Many successful LGBTQIA+ Filipinos were raised without being beaten.
Many became achievers because they were encouraged, supported, protected, and loved.
The queer community should be especially careful about romanticizing parental violence because our history is already filled with stories of rejection disguised as concern.
Parents often say they hit because they love.
They insult because they love.
They humiliate because they love.
They try to “correct” queerness because they love.
Intentions do not erase consequences.
A parent may sincerely believe they are helping while simultaneously inflicting lifelong psychological damage.
That is why narratives like “hagupit ng pagmamahal” are so dangerous. In the hands of an abusive parent, they become permission. They become evidence. They become justification for the next slap, the next punch, the next child told that pain is proof of love.
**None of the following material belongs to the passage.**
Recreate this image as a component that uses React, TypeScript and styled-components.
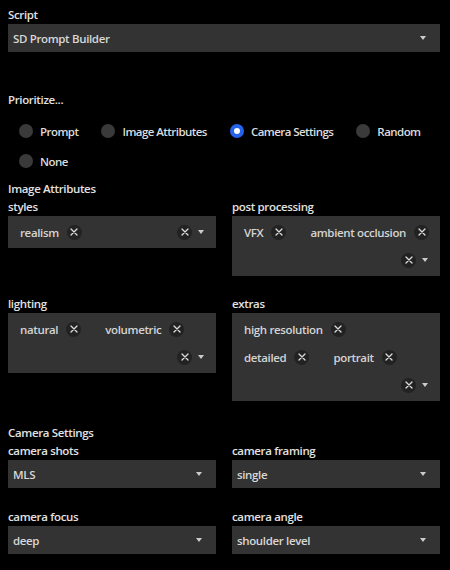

The lesson we should take from Ronie’s story is not that abuse creates successful people.
The lesson is that human beings are remarkably resilient.
Ronie succeeded because of his intelligence, determination, talent, and perseverance.
The bamboo did not earn the doctorate.
The beatings did not build the career.
The violence did not create the success.
He did.
And queer children deserve to hear that they can thrive without first being broken.